Sleek, torpedo-shaped Seagliders developed at the University of Washington can operate at sea for months at a time, navigating thousands of miles across powerful boundary currents and through eddies in the roughest of seas.
Surfacing as programmed, Seagliders phone home to scientists back on campus or onboard ships to relay new data about places phytoplankton—tiny ocean plants on which other ocean life depend—are thriving, where oceans are warming and where changes may threaten worldwide ocean circulation.
Then Seagliders dive to the depths again. And they do it all without propellers.
Seagliders, under development since 1995 at the UW’s School of Oceanography and Applied Physics Laboratory, have repeatedly set world endurance and range records for autonomous underwater vehicles.
Just this summer, a Seaglider completed a nine-month, five-day mission, a record more than double what any other kind of underwater glider has accomplished. During that time it propelled itself 3,050 miles (more than 4,900 kilometers) through the waters of the Northeast Pacific, racking up a distance equivalent to crossing the Atlantic Ocean from New England to Europe. Records set include time at sea and distance traveled through the water under its own power.

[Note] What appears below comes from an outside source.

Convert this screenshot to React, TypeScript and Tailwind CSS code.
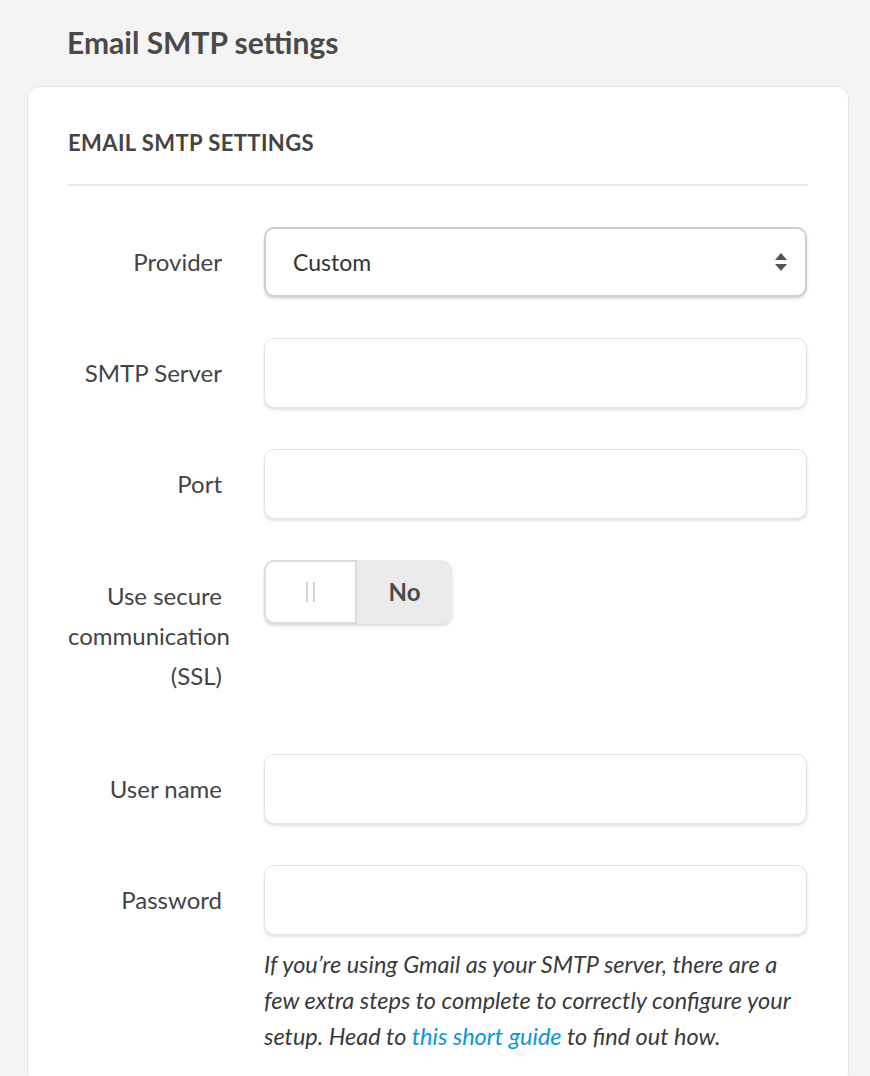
import React from "react";

const font = { fontFamily: "Lato, 'Open Sans', sans-serif" };

function Label({ children, top = false }: { children: React.ReactNode; top?: boolean }) {
  return (
    <div
      className={`w-[154px] shrink-0 text-right text-[24px] leading-[40px] text-[#444] ${top ? "pt-[16px]" : ""}`}
    >
      {children}
    </div>
  );
}

function TextInput() {
  return (
    <div className="ml-[42px] h-[70px] w-[543px] rounded-[10px] border border-[#e3e3e3] bg-white shadow-[0_2px_3px_rgba(0,0,0,0.12)]" />
  );
}

export default function App() {
  return (
    <div className="min-h-[1076px] bg-[#f4f4f4] pl-[27px] pt-[23px]" style={font}>
      <h1 className="ml-[40px] text-[30px] font-bold leading-[38px] text-[#4a4a4a]">Email SMTP settings</h1>
      <div className="mt-[25px] h-[1000px] w-[822px] rounded-[12px] border border-[#e6e6e6] bg-white px-[40px] pt-[42px]">
        <div className="text-[22px] font-bold uppercase leading-[28px] tracking-[0.4px] text-[#444]">
          Email SMTP settings
        </div>
        <div className="mt-[27px] h-[2px] bg-[#ececec]" />
        <div className="mt-[41px] flex flex-col gap-[41px]">
          <div className="flex items-center">
            <Label>Provider</Label>
            <div className="ml-[42px] flex h-[70px] w-[543px] items-center justify-between rounded-[10px] border-2 border-[#cfcfcf] bg-white pl-[27px] pr-[17px] shadow-[0_2px_3px_rgba(0,0,0,0.15)]">
              <span className="text-[23px] text-[#333]">Custom</span>
              <svg width="14" height="20" viewBox="0 0 14 20">
                <path d="M7 1 L13 8 L1 8 Z" fill="#555" />
                <path d="M1 12 L13 12 L7 19 Z" fill="#555" />
              </svg>
            </div>
          </div>
          <div className="flex items-center">
            <Label>SMTP Server</Label>
            <TextInput />
          </div>
          <div className="flex items-center">
            <Label>Port</Label>
            <TextInput />
          </div>
          <div className="flex h-[153px] items-start">
            <Label top>Use secure communication (SSL)</Label>
            <div className="ml-[42px] flex h-[64px] w-[188px] overflow-hidden rounded-[10px] bg-[#ebebeb] shadow-[0_2px_3px_rgba(0,0,0,0.15)]">
              <div className="flex w-[93px] items-center justify-center gap-[5px] rounded-l-[10px] border-2 border-[#dcdcdc] bg-white">
                <div className="h-[20px] w-[2px] bg-[#d4d4d4]" />
                <div className="h-[20px] w-[2px] bg-[#d4d4d4]" />
              </div>
              <div className="flex flex-1 items-center justify-center text-[24px] font-bold text-[#4a4a4a]">No</div>
            </div>
          </div>
          <div className="flex items-center">
            <Label>User name</Label>
            <TextInput />
          </div>
          <div className="flex flex-col">
            <div className="flex items-center">
              <Label>Password</Label>
              <TextInput />
            </div>
            <p className="ml-[196px] mt-[11px] w-[580px] text-[23.5px] italic leading-[36px] text-[#3a3a3a]">
              If you’re using Gmail as your SMTP server, there are a
              <br />
              few extra steps to complete to correctly configure your
              <br />
              setup. Head to <span className="text-[#0a96d8]">this short guide</span> to find out how.
            </p>
          </div>
        </div>
      </div>
    </div>
  );
}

“Operating endurance is about how far a glider propels itself—as opposed to drifting with currents—and how often dives are made to collect oceanographic data,” says Charles Eriksen, professor of oceanography. The Seaglider made more than 735 dives to a depth of 3,300 feet (1 kilometer) recording such things as temperature and salinity that help scientists understand changing ocean conditions. During this mission in the Northeast Pacific, for example, the Seaglider contributed to the 50-year ship-sampling record started by Canadian scientists to learn more about the major current that comes across the Pacific and splits into two key North American currents, the Alaska current running north and the California current south.
“It’s like having a personal ship to go with a personal computer.”

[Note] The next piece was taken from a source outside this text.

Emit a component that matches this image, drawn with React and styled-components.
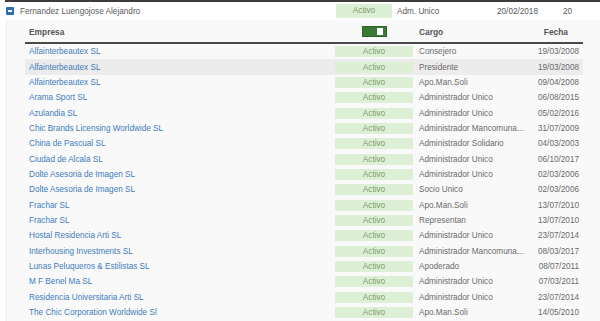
import React from "react"
import styled, { createGlobalStyle } from "styled-components"

const GlobalStyle = createGlobalStyle`
  html, body {
    margin: 0;
    padding: 0;
    background: #ffffff;
    font-family: "Liberation Sans", Arial, sans-serif;
  }
`

const Page = styled.div`
  width: 600px;
  height: 321px;
  overflow: hidden;
  background: #ffffff;
`

const TopRow = styled.div`
  margin-left: 5px;
  border-top: 2px solid #3d3d3d;
  height: 18px;
  display: grid;
  grid-template-columns: 15px 316px 56px 105px 66px 1fr;
  align-items: center;
  font-size: 8.2px;
  color: #5a5a5a;
`

const Collapse = styled.span`
  position: relative;
  display: block;
  width: 8px;
  height: 8px;
  margin-left: 1px;
  background: #2c6db5;
  border-radius: 1px;
  &::after {
    content: "";
    position: absolute;
    left: 2px;
    top: 3px;
    width: 4px;
    height: 2px;
    background: #ffffff;
  }
`

const Badge = styled.div`
  height: ${p => (p.$tall ? "14px" : "11px")};
  line-height: ${p => (p.$tall ? "14px" : "11px")};
  background: #ddefd5;
  color: #7a9c70;
  text-align: center;
  font-size: 8.2px;
`

const Cell = styled.div`
  padding-left: ${p => p.$pl || 0}px;
  white-space: nowrap;
  overflow: hidden;
`

const Panel = styled.div`
  margin-left: 6px;
  height: 303px;
  background: #f9f9f9;
  border-left: 1px solid #eeeeee;
  padding-left: 18px;
`

const Table = styled.div`
  width: 558px;
`

const cols = "310px 78px 117px 53px"

const Header = styled.div`
  display: grid;
  grid-template-columns: ${cols};
  align-items: center;
  padding-top: 1px;
  border-bottom: 2px solid #4a4a4a;
  box-sizing: border-box;
  height: 24px;
  font-size: 8.4px;
  font-weight: bold;
  color: #555555;
`

const HeadCell = styled.div`
  padding-left: ${p => p.$pl || 0}px;
`

const FechaHead = styled.div`
  justify-self: end;
  margin-right: 15px;
`

const Toggle = styled.span`
  display: block;
  margin: 0 auto;
  width: 25px;
  height: 11px;
  background: #3a7a35;
  box-sizing: border-box;
  border: 1px solid #2d6429;
  position: relative;
  &::after {
    content: "";
    position: absolute;
    right: 3px;
    top: 1px;
    width: 6px;
    height: 7px;
    background: #ffffff;
  }
`

const Row = styled.div`
  display: grid;
  grid-template-columns: ${cols};
  align-items: center;
  height: 15.35px;
  font-size: 8.2px;
  background: ${p => (p.$hover ? "#ececec" : "transparent")};
`

const Company = styled(Cell)`
  color: #3f7cbd;
`

const Muted = styled(Cell)`
  color: #6a6a6a;
`

const DateCell = styled(Cell)`
  color: #6a6a6a;
  text-align: right;
  padding-right: 4px;
`

const rows = [
  ["Alfainterbeautex SL", "Consejero", "19/03/2008"],
  ["Alfainterbeautex SL", "Presidente", "19/03/2008"],
  ["Alfainterbeautex SL", "Apo.Man.Soli", "09/04/2008"],
  ["Arama Sport SL", "Administrador Único", "06/08/2015"],
  ["Azulandia SL", "Administrador Único", "05/02/2016"],
  ["Chic Brands Licensing Worldwide SL", "Administrador Mancomuna...", "31/07/2009"],
  ["China de Pascual SL", "Administrador Solidario", "04/03/2003"],
  ["Ciudad de Alcala SL", "Administrador Único", "06/10/2017"],
  ["Dolte Asesoria de Imagen SL", "Administrador Único", "02/03/2006"],
  ["Dolte Asesoria de Imagen SL", "Socio Único", "02/03/2006"],
  ["Frachar SL", "Apo.Man.Soli", "13/07/2010"],
  ["Frachar SL", "Representan", "13/07/2010"],
  ["Hostal Residencia Arti SL", "Administrador Único", "23/07/2014"],
  ["Interhousing Investments SL", "Administrador Mancomuna...", "08/03/2017"],
  ["Lunas Peluqueros & Estilistas SL", "Apoderado", "08/07/2011"],
  ["M F Benel Ma SL", "Administrador Único", "07/03/2011"],
  ["Residencia Universitaria Arti SL", "Administrador Único", "23/07/2014"],
  ["The Chic Corporation Worldwide Sl", "Apo.Man.Soli", "14/05/2010"],
]

export default function App() {
  return (
    <Page>
      <GlobalStyle />
      <TopRow>
        <Collapse />
        <Cell>Fernandez Luengojose Alejandro</Cell>
        <Badge $tall>Activo</Badge>
        <Cell $pl={5}>Adm. Unico</Cell>
        <Cell>20/02/2018</Cell>
        <Cell>20</Cell>
      </TopRow>
      <Panel>
        <Table>
          <Header>
            <HeadCell $pl={4}>Empresa</HeadCell>
            <HeadCell>
              <Toggle />
            </HeadCell>
            <HeadCell $pl={6}>Cargo</HeadCell>
            <FechaHead>Fecha</FechaHead>
          </Header>
          {rows.map((r, i) => (
            <Row key={i} $hover={i === 1}>
              <Company $pl={4}>{r[0]}</Company>
              <Badge>Activo</Badge>
              <Muted $pl={6}>{r[1]}</Muted>
              <DateCell>{r[2]}</DateCell>
            </Row>
          ))}
        </Table>
      </Panel>
    </Page>
  )
}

Charles Eriksen, professor of oceanography
Eriksen’s group, which is funded by the Office of Naval Research, advanced the open-ocean record by making the Seaglider body lighter so it could carry more batteries. The Applied Physics Laboratory redesigned the internal mechanics so more powerful batteries could be installed and rewrote control software to further improve energy efficiency.
Batteries supply power for instruments and Seaglider operation, as well as being part of the clever way in which the UW gliders travel through the water. To dive, a Seaglider deflates a buoyant swim bladder to make itself sink and pitches its nose down by shifting its battery pack toward the nose end. Wings make it glide at an angle rather than sink straight down. After diving the battery pack is moved toward the rear, raising the nose, while fluid is pumped into the swim bladder making the Seaglider buoyant so it rises at an angle toward the surface.
Unlike faster-moving propeller-driven autonomous underwater vehicles, which may need to be retrieved by ships only days after being deployed, Seagliders can operate on their own for months at a time.
“Seagliders enable us to survey remote, inhospitable regions of the ocean for the better part of a year on a single mission, all by remote control from any place a laptop can get an Internet connection, even on the bus riding to work,” says Eriksen. “It’s like having a personal ship to go with a personal computer.”
Another Seaglider this year concluded a mission measuring waters from the Arctic Ocean during a nearly 6-month, record-breaking journey under the partially ice-covered Davis Strait.
Scientists are interested in how much fresh water exits the Arctic Ocean through Davis Strait into the Labrador Sea. They worry that climate change may increase the amount of fresh water and that would affect the formation of very dense water in the Labrador Sea, a critical component driving the circulation of the world’s oceans, according to Craig Lee, a principal oceanographer with the Applied Physics Laboratory. Lee and senior oceanographer Jason Gobat lead the group developing the under-ice Seaglider.
The group, the first and only one in the world sending gliders under the ice, has developed a glider able to:
Lee and his group developed the under-ice capabilities with funding from the National Science Foundation, where program managers wanted to add the vehicle to its Arctic Observing Network. The Seaglider relied on five sound sources in Davis Strait to figure out where it was and navigate under the ice. It made two round trips under the ice of about 230 miles each. While under the ice, the glider successfully surfaced 10 times to transmit data. It was collected from open water last February by the Danish Navy.
Both Lee and Eriksen expect to Seagliders to continue to break endurance records.
During work in the North Pacific, for example, Eriksen said there was an unexpected drain on battery power. Some ocean sound triggered the Seaglider to respond with pings as if a ship were trying to locate it in the ocean. No ship was searching for it but the Seaglider slavishly sent out a spurious ping on average every 30 seconds for nine months, sapping more than 14 percent of the battery power. Without the errant pinging, a problem now fixed, an even longer deployment should be possible, he says.
“Today’s urgent questions surrounding climate change and its impacts demand measurements that span the world’s oceans and continue for decades,” says Lee. “Seagliders provide a critical tool for meeting this need, allowing oceanographers to maintain a persistent presence in remote regions that may be difficult, impractical or simply impossible to sample by other means.”